“Comforter“- At the Principle Gallery
There are so many bad things taking place in this world where you see people fleeing for their lives with sometimes minutes to decide what things they can grab and take with them. You see it with the Afghan refugees who are most likely forever leaving their homeland to the folks now evacuating before the incoming hurricane down in Louisiana and Mississippi or those who flee the wildfires out in the west. They run fearing the worst but still having hope that they might soon return to find little or no damage. My nephew and his family recently experienced such a thing with the wildfires out in California. They were spared by winds that were favorable to their location but their neighbors in the opposite direction were not so fortunate.

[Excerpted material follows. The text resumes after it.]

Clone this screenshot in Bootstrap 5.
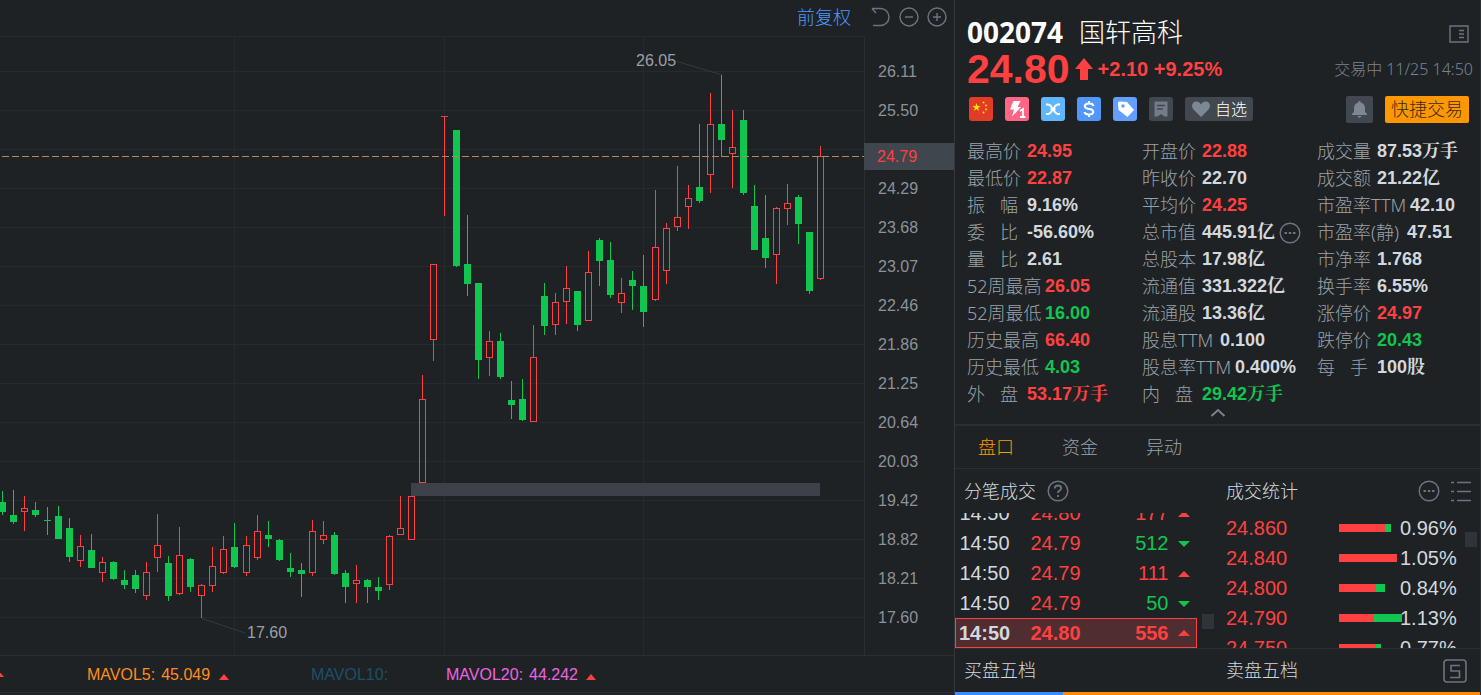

These scenes make me wonder what I would grab if I only had moments to choose what mattered to me. Paperwork, I guess. You know, stuff I might need to prove who I am or what I possessed before whatever I am fleeing came to bear. Perhaps some photos. A change of clothes. Our pets, of course.
But beyond that, I don’t know. I look around here in the studio and there is a wide variety of paintings, artwork, books and other things that mean a lot to me.
But would losing them or losing my home destroy me?
I doubt it. I want to say no but until something like that happens to you you can’t be absolutely sure of your reaction in the moment.
But I have been at the end of my rope before and know how quickly one can adapt to the circumstances at hand. You learn to savor simpler things and experiences that are often overlooked when things are going well. There’s even a sense of freedom that comes in such moments because you don’t feel encumbered by your responsibility to those things that you watched over and maintained before.
I’m not saying it would be a good situation. It would be awful to have to go through something like that, to be forced out of your home and your way of living by events that out of your control. No, I am saying that if it were to happen, that while it would no doubt be a struggle to move on, the fact that I knew I could persevere as I am would be enough to sustain the effort.
Like the song from Hair says: I got life.
And that, in itself, is reassuring.
So, with all hope for and best wishes going out to those before the storms or fires or to those who flee the violence and death of their homeland, here’s this week’s Sunday morning music. It’s Nina Simone‘s performance of her memorable mashup of two songs from Hair— Ain’t Got No and I Got Life.
Powerful stuff and something to bear in mind if ever you have to run from oncoming disaster. Let’s hope that we don’t ever have to do such a thing.